» WORK TO BE COMPLETED
Restate the data exactly as given and keep the pictures out.

─── DATA LISTING

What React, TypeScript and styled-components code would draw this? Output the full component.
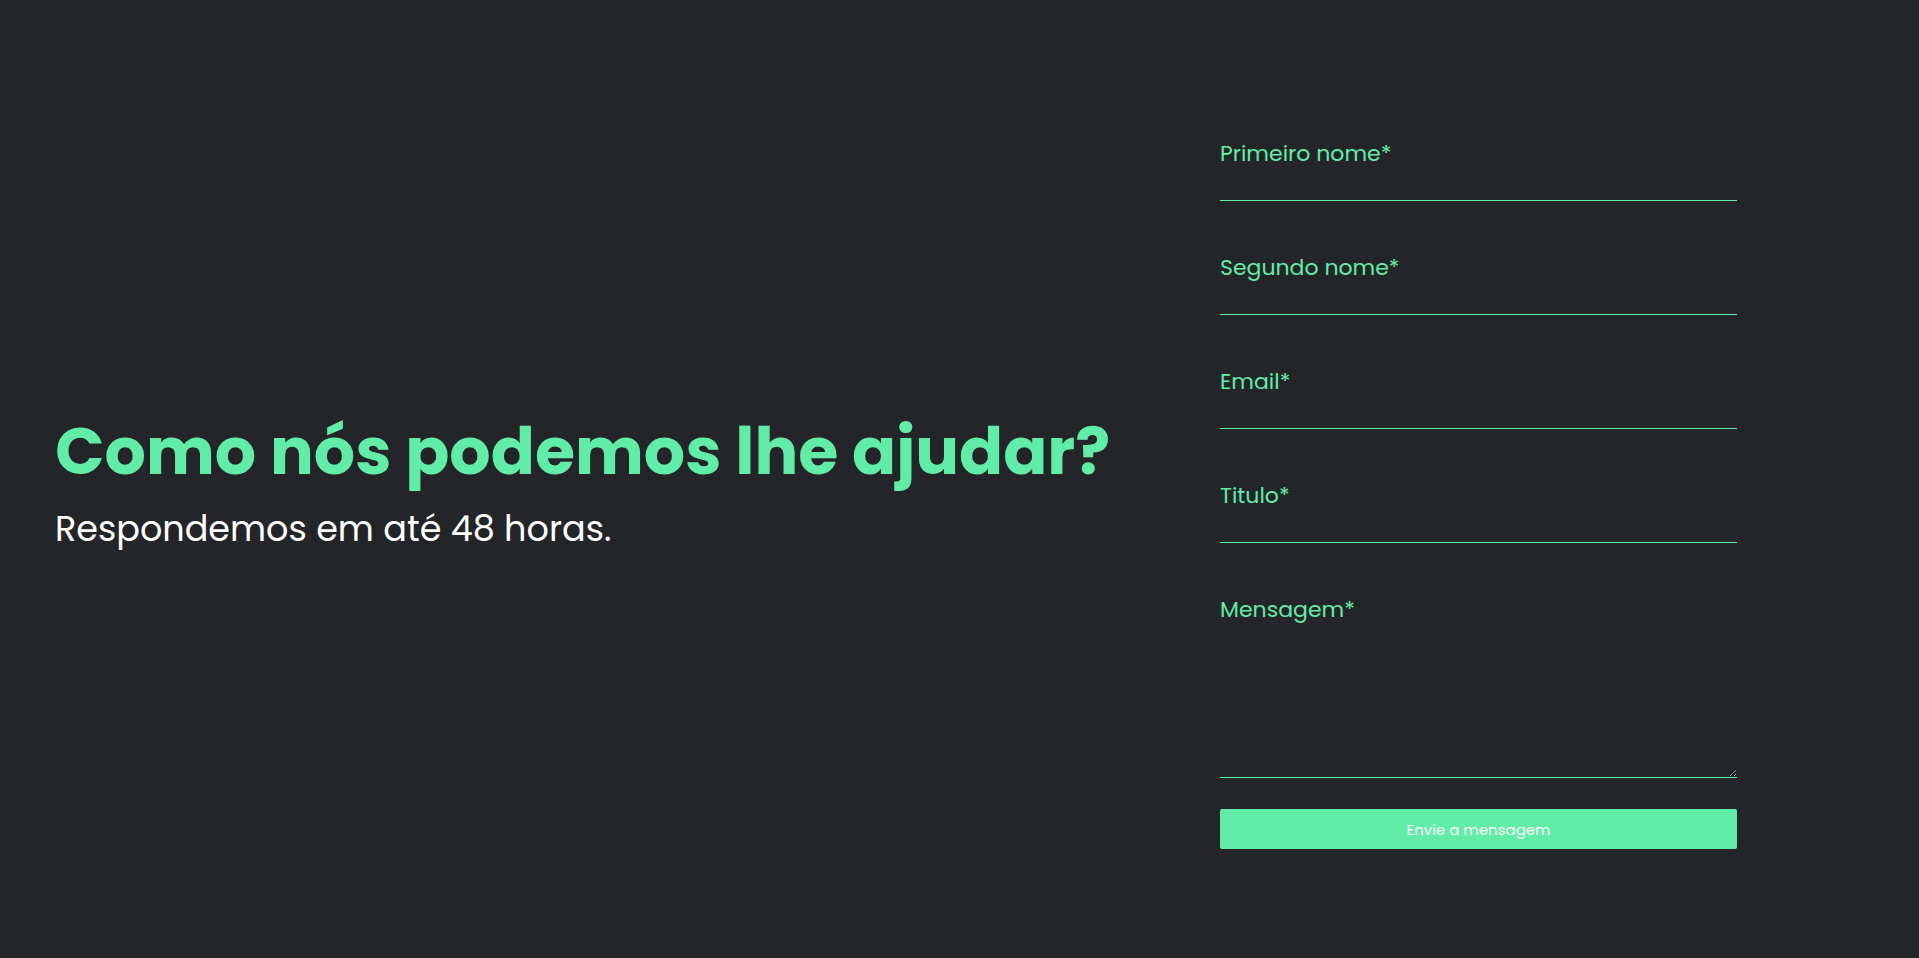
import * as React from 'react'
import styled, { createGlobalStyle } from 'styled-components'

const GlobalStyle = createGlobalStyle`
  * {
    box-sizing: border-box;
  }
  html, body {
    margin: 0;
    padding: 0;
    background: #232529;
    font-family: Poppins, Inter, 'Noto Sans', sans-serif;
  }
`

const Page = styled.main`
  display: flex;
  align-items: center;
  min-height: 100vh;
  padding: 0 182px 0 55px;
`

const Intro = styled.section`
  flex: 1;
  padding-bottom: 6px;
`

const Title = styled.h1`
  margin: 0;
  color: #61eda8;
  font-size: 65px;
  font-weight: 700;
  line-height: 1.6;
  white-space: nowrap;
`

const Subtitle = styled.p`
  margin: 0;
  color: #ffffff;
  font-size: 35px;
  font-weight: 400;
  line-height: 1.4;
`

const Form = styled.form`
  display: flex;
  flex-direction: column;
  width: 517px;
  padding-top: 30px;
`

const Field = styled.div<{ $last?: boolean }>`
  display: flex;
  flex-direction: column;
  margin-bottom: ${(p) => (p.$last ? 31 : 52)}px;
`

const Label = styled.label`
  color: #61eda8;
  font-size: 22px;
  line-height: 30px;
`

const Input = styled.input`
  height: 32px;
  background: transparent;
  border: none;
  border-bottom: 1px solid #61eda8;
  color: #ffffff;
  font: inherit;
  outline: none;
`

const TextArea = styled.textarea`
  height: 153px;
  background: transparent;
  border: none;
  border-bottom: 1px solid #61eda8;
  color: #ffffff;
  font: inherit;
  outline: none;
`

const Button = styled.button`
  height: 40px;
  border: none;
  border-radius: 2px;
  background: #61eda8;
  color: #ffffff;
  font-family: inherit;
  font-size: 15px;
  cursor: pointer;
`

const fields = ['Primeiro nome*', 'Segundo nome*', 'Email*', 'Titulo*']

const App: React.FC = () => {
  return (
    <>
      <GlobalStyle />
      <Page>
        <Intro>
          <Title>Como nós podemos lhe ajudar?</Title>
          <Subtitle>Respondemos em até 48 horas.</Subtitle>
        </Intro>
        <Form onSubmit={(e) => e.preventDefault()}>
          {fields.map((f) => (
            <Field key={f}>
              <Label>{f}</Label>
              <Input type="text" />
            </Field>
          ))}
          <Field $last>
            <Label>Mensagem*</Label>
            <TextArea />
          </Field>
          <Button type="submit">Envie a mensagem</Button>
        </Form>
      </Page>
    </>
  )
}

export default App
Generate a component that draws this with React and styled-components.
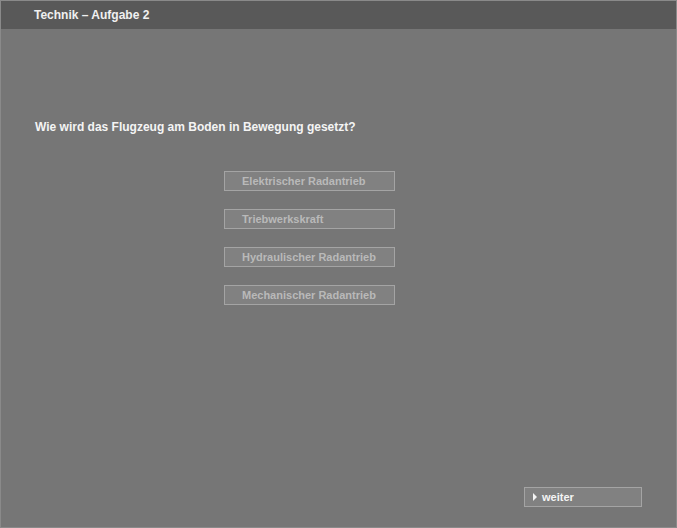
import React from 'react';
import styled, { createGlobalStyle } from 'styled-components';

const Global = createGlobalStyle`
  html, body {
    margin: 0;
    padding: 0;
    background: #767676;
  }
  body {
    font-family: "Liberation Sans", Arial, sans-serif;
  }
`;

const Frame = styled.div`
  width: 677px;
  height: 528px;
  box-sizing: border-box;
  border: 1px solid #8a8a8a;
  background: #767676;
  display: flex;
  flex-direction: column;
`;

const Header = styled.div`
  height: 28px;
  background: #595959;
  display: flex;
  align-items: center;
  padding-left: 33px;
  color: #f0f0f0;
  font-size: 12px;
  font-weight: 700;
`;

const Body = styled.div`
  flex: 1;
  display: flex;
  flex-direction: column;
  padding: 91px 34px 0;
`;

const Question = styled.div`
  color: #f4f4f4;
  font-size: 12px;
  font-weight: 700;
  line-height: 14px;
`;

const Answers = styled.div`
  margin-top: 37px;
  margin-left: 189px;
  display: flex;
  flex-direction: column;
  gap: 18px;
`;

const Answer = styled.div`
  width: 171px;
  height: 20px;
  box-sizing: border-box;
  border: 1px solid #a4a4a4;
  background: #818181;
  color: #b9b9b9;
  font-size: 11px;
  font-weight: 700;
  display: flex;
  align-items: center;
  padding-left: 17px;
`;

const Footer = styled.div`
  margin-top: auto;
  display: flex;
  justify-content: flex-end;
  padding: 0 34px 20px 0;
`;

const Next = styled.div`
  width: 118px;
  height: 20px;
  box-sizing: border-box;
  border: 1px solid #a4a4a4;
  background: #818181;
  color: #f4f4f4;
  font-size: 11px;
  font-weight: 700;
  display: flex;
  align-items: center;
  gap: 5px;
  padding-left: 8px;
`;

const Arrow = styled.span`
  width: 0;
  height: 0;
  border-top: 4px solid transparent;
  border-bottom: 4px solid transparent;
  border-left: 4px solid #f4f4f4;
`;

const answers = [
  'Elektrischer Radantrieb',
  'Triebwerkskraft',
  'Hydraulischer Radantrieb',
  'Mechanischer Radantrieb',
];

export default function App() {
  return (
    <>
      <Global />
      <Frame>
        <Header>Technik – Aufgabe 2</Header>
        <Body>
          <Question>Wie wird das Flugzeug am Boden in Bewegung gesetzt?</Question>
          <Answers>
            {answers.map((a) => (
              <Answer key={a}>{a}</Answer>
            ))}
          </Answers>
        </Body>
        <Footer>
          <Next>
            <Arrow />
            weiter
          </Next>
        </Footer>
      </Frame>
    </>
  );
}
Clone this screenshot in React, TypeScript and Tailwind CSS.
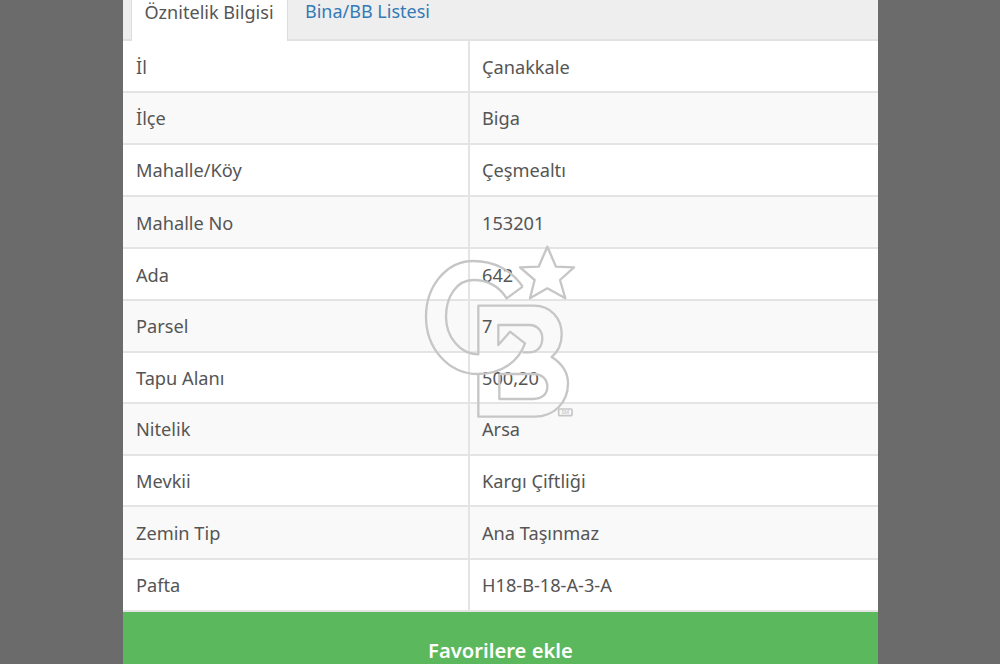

──────

» CORRECT RESPONSE
What React, TypeScript and styled-components code would draw this? Output the full component.
import * as React from 'react'
import styled, { createGlobalStyle } from 'styled-components'

const GlobalStyle = createGlobalStyle`
  * {
    box-sizing: border-box;
  }
  html, body {
    margin: 0;
    padding: 0;
    background: #232529;
    font-family: Poppins, Inter, 'Noto Sans', sans-serif;
  }
`

const Page = styled.main`
  display: flex;
  align-items: center;
  min-height: 100vh;
  padding: 0 182px 0 55px;
`

const Intro = styled.section`
  flex: 1;
  padding-bottom: 6px;
`

const Title = styled.h1`
  margin: 0;
  color: #61eda8;
  font-size: 65px;
  font-weight: 700;
  line-height: 1.6;
  white-space: nowrap;
`

const Subtitle = styled.p`
  margin: 0;
  color: #ffffff;
  font-size: 35px;
  font-weight: 400;
  line-height: 1.4;
`

const Form = styled.form`
  display: flex;
  flex-direction: column;
  width: 517px;
  padding-top: 30px;
`

const Field = styled.div<{ $last?: boolean }>`
  display: flex;
  flex-direction: column;
  margin-bottom: ${(p) => (p.$last ? 31 : 52)}px;
`

const Label = styled.label`
  color: #61eda8;
  font-size: 22px;
  line-height: 30px;
`

const Input = styled.input`
  height: 32px;
  background: transparent;
  border: none;
  border-bottom: 1px solid #61eda8;
  color: #ffffff;
  font: inherit;
  outline: none;
`

const TextArea = styled.textarea`
  height: 153px;
  background: transparent;
  border: none;
  border-bottom: 1px solid #61eda8;
  color: #ffffff;
  font: inherit;
  outline: none;
`

const Button = styled.button`
  height: 40px;
  border: none;
  border-radius: 2px;
  background: #61eda8;
  color: #ffffff;
  font-family: inherit;
  font-size: 15px;
  cursor: pointer;
`

const fields = ['Primeiro nome*', 'Segundo nome*', 'Email*', 'Titulo*']

const App: React.FC = () => {
  return (
    <>
      <GlobalStyle />
      <Page>
        <Intro>
          <Title>Como nós podemos lhe ajudar?</Title>
          <Subtitle>Respondemos em até 48 horas.</Subtitle>
        </Intro>
        <Form onSubmit={(e) => e.preventDefault()}>
          {fields.map((f) => (
            <Field key={f}>
              <Label>{f}</Label>
              <Input type="text" />
            </Field>
          ))}
          <Field $last>
            <Label>Mensagem*</Label>
            <TextArea />
          </Field>
          <Button type="submit">Envie a mensagem</Button>
        </Form>
      </Page>
    </>
  )
}

export default App
Generate a component that draws this with React and styled-components.
import React from 'react';
import styled, { createGlobalStyle } from 'styled-components';

const Global = createGlobalStyle`
  html, body {
    margin: 0;
    padding: 0;
    background: #767676;
  }
  body {
    font-family: "Liberation Sans", Arial, sans-serif;
  }
`;

const Frame = styled.div`
  width: 677px;
  height: 528px;
  box-sizing: border-box;
  border: 1px solid #8a8a8a;
  background: #767676;
  display: flex;
  flex-direction: column;
`;

const Header = styled.div`
  height: 28px;
  background: #595959;
  display: flex;
  align-items: center;
  padding-left: 33px;
  color: #f0f0f0;
  font-size: 12px;
  font-weight: 700;
`;

const Body = styled.div`
  flex: 1;
  display: flex;
  flex-direction: column;
  padding: 91px 34px 0;
`;

const Question = styled.div`
  color: #f4f4f4;
  font-size: 12px;
  font-weight: 700;
  line-height: 14px;
`;

const Answers = styled.div`
  margin-top: 37px;
  margin-left: 189px;
  display: flex;
  flex-direction: column;
  gap: 18px;
`;

const Answer = styled.div`
  width: 171px;
  height: 20px;
  box-sizing: border-box;
  border: 1px solid #a4a4a4;
  background: #818181;
  color: #b9b9b9;
  font-size: 11px;
  font-weight: 700;
  display: flex;
  align-items: center;
  padding-left: 17px;
`;

const Footer = styled.div`
  margin-top: auto;
  display: flex;
  justify-content: flex-end;
  padding: 0 34px 20px 0;
`;

const Next = styled.div`
  width: 118px;
  height: 20px;
  box-sizing: border-box;
  border: 1px solid #a4a4a4;
  background: #818181;
  color: #f4f4f4;
  font-size: 11px;
  font-weight: 700;
  display: flex;
  align-items: center;
  gap: 5px;
  padding-left: 8px;
`;

const Arrow = styled.span`
  width: 0;
  height: 0;
  border-top: 4px solid transparent;
  border-bottom: 4px solid transparent;
  border-left: 4px solid #f4f4f4;
`;

const answers = [
  'Elektrischer Radantrieb',
  'Triebwerkskraft',
  'Hydraulischer Radantrieb',
  'Mechanischer Radantrieb',
];

export default function App() {
  return (
    <>
      <Global />
      <Frame>
        <Header>Technik – Aufgabe 2</Header>
        <Body>
          <Question>Wie wird das Flugzeug am Boden in Bewegung gesetzt?</Question>
          <Answers>
            {answers.map((a) => (
              <Answer key={a}>{a}</Answer>
            ))}
          </Answers>
        </Body>
        <Footer>
          <Next>
            <Arrow />
            weiter
          </Next>
        </Footer>
      </Frame>
    </>
  );
}
Clone this screenshot in React, TypeScript and Tailwind CSS.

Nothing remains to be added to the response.